Source: FOSS Cooking (community recipes)
Whisk the eggs and milk together until fully combined — this is your egg-cookery medium, and the emulsion matters. The egg protein denatures during cooking and sets the structure; the milk dilutes the yolks so the coating spreads evenly without scrambling on contact with heat. Set a large frying pan over medium heat and add a knob of butter. Let it foam and subside; you're aiming for a pan hot enough that a drop of batter sizzles immediately on contact, roughly 160–170°C if you're checking with a thermometer, though the audible hiss is your real guide.
Working one slice at a time, submerge both sides of the bread in the egg mixture — no more than two seconds per side. You want saturation without sogginess; a second too long and the bread begins to collapse rather than absorb. The bread acts as a sponge, so medium-thick slices (about 2cm) hold their structure better than thin ones. Shake off excess batter back into the bowl; a thin, clinging coat is what you want, not dripping liquid.
Place the bread directly into the foaming butter. The pan-frying happens fast — roughly 2–3 minutes per side, but watch for colour, not the clock.

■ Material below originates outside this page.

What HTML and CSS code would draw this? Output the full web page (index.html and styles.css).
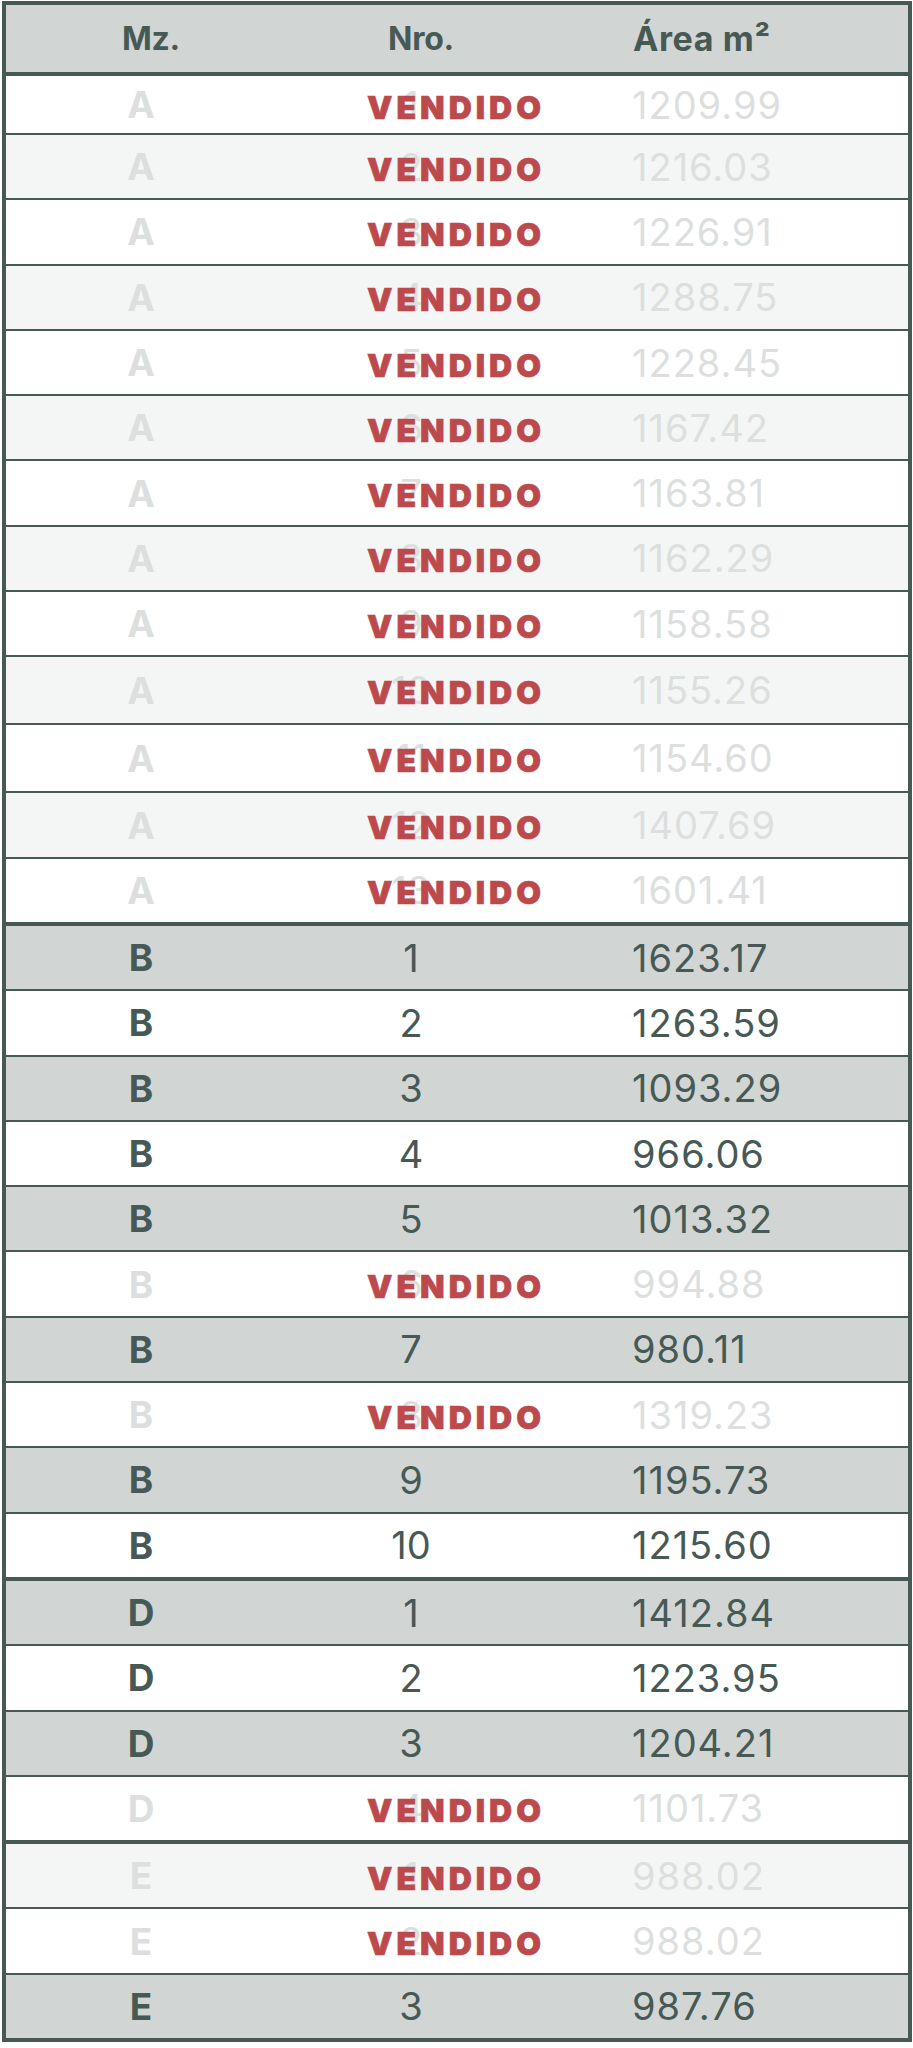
FILE: index.html
```html
<!DOCTYPE html>
<html lang="es">
<head>
<meta charset="utf-8">
<title>Lotes</title>
<link rel="stylesheet" href="styles.css">
</head>
<body>
<div class="table">
  <div class="head">
    <div class="hc c1">Mz.</div>
    <div class="hc c2">Nro.</div>
    <div class="hc c3">Área m²</div>
  </div>

  <div class="group">
    <div class="row sold white first"><div class="mz">A</div><div class="nro">1<span class="badge">VENDIDO</span></div><div class="area">1209.99</div></div>
    <div class="row sold light"><div class="mz">A</div><div class="nro">2<span class="badge">VENDIDO</span></div><div class="area">1216.03</div></div>
    <div class="row sold white"><div class="mz">A</div><div class="nro">3<span class="badge">VENDIDO</span></div><div class="area">1226.91</div></div>
    <div class="row sold light"><div class="mz">A</div><div class="nro">4<span class="badge">VENDIDO</span></div><div class="area">1288.75</div></div>
    <div class="row sold white"><div class="mz">A</div><div class="nro">5<span class="badge">VENDIDO</span></div><div class="area">1228.45</div></div>
    <div class="row sold light"><div class="mz">A</div><div class="nro">6<span class="badge">VENDIDO</span></div><div class="area">1167.42</div></div>
    <div class="row sold white"><div class="mz">A</div><div class="nro">7<span class="badge">VENDIDO</span></div><div class="area">1163.81</div></div>
    <div class="row sold light"><div class="mz">A</div><div class="nro">8<span class="badge">VENDIDO</span></div><div class="area">1162.29</div></div>
    <div class="row sold white"><div class="mz">A</div><div class="nro">9<span class="badge">VENDIDO</span></div><div class="area">1158.58</div></div>
    <div class="row sold light tall"><div class="mz">A</div><div class="nro">10<span class="badge">VENDIDO</span></div><div class="area">1155.26</div></div>
    <div class="row sold white tall"><div class="mz">A</div><div class="nro">11<span class="badge">VENDIDO</span></div><div class="area">1154.60</div></div>
    <div class="row sold light"><div class="mz">A</div><div class="nro">12<span class="badge">VENDIDO</span></div><div class="area">1407.69</div></div>
    <div class="row sold white"><div class="mz">A</div><div class="nro">13<span class="badge">VENDIDO</span></div><div class="area">1601.41</div></div>
  </div>

  <div class="group sep">
    <div class="row grey"><div class="mz">B</div><div class="nro">1</div><div class="area">1623.17</div></div>
    <div class="row white"><div class="mz">B</div><div class="nro">2</div><div class="area">1263.59</div></div>
    <div class="row grey"><div class="mz">B</div><div class="nro">3</div><div class="area">1093.29</div></div>
    <div class="row white"><div class="mz">B</div><div class="nro">4</div><div class="area">966.06</div></div>
    <div class="row grey"><div class="mz">B</div><div class="nro">5</div><div class="area">1013.32</div></div>
    <div class="row sold white"><div class="mz">B</div><div class="nro">6<span class="badge">VENDIDO</span></div><div class="area">994.88</div></div>
    <div class="row grey"><div class="mz">B</div><div class="nro">7</div><div class="area">980.11</div></div>
    <div class="row sold white"><div class="mz">B</div><div class="nro">8<span class="badge">VENDIDO</span></div><div class="area">1319.23</div></div>
    <div class="row grey"><div class="mz">B</div><div class="nro">9</div><div class="area">1195.73</div></div>
    <div class="row white"><div class="mz">B</div><div class="nro">10</div><div class="area">1215.60</div></div>
  </div>

  <div class="group sep">
    <div class="row grey"><div class="mz">D</div><div class="nro">1</div><div class="area">1412.84</div></div>
    <div class="row white"><div class="mz">D</div><div class="nro">2</div><div class="area">1223.95</div></div>
    <div class="row grey"><div class="mz">D</div><div class="nro">3</div><div class="area">1204.21</div></div>
    <div class="row sold white"><div class="mz">D</div><div class="nro">4<span class="badge">VENDIDO</span></div><div class="area">1101.73</div></div>
  </div>

  <div class="group sep">
    <div class="row sold light"><div class="mz">E</div><div class="nro">1<span class="badge">VENDIDO</span></div><div class="area">988.02</div></div>
    <div class="row sold white"><div class="mz">E</div><div class="nro">2<span class="badge">VENDIDO</span></div><div class="area">988.02</div></div>
    <div class="row grey"><div class="mz">E</div><div class="nro">3</div><div class="area">987.76</div></div>
  </div>
</div>
</body>
</html>
```

FILE: styles.css
```css
* { box-sizing: border-box; }

html, body {
  margin: 0;
  padding: 0;
  background: #ffffff;
}

body {
  font-family: Inter, Roboto, "Liberation Sans", Arial, sans-serif;
  color: #475955;
}

.table {
  margin: 1px 1px 0 2px;
  border: 4px solid #475955;
  background: #ffffff;
}

.head {
  display: grid;
  grid-template-columns: 270px 270px 1fr;
  align-items: center;
  height: 71px;
  background: #d1d5d4;
  border-bottom: 4px solid #475955;
}

.hc {
  font-weight: 700;
  font-size: 32px;
  line-height: 1;
  color: #475955;
  letter-spacing: -0.3px;
}

.hc.c1, .hc.c2 {
  text-align: center;
  padding-left: 20px;
}

.hc.c3 {
  padding-left: 87px;
  font-size: 34px;
  letter-spacing: 0.6px;
}

.group.sep {
  border-top: 4px solid #475955;
  box-shadow: inset 0 1px 0 #aab3b0;
}

.row {
  display: grid;
  grid-template-columns: 270px 270px 1fr;
  align-items: center;
  height: 65.3px;
  border-bottom: 2px solid #475955;
}

.row.first { height: 59px; }
.row.tall { height: 68px; }

.group .row:last-child {
  border-bottom: 0;
  height: 63.3px;
}

.row.grey { background: #d1d5d4; }
.row.white { background: #ffffff; }
.row.light { background: #f4f6f5; }

.mz {
  text-align: center;
  font-weight: 700;
  font-size: 37px;
  line-height: 1;
}

.nro {
  position: relative;
  text-align: center;
  font-size: 38px;
  line-height: 1;
}

.area {
  padding-left: 86px;
  font-size: 38px;
  letter-spacing: 1px;
  line-height: 1;
}

.row.sold .mz,
.row.sold .nro,
.row.sold .area {
  color: #dcdfde;
}

.badge {
  position: absolute;
  left: 91px;
  top: 50%;
  transform: translateY(-40%);
  font-family: Inter, Roboto, "Liberation Sans", Arial, sans-serif;
  font-weight: 900;
  font-size: 32px;
  letter-spacing: 4px;
  line-height: 1;
  color: #bc494b;
  white-space: nowrap;
  -webkit-text-stroke: 0.6px #bc494b;
}
```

The first side is done when it's deep golden-brown with a crisp edge, the sort of colour you'd get from proper caramelisation of the egg proteins. Flip once, only once. The second side cooks slightly faster because the pan is already at temperature. When it matches the first side, transfer to a warm plate immediately.
Repeat with remaining slices, adding a fresh knob of butter to the pan every two or three slices — burnt butter fragments accumulate and spoil the flavour, so don't be stingy with fresh fat. Stack the finished slices warm, pour maple syrup over them just before serving, and eat at once. The exterior hardens as it cools, so delay kills the contrast between the crisp outside and the custard-soaked interior that makes this simple-preparation breakfast work.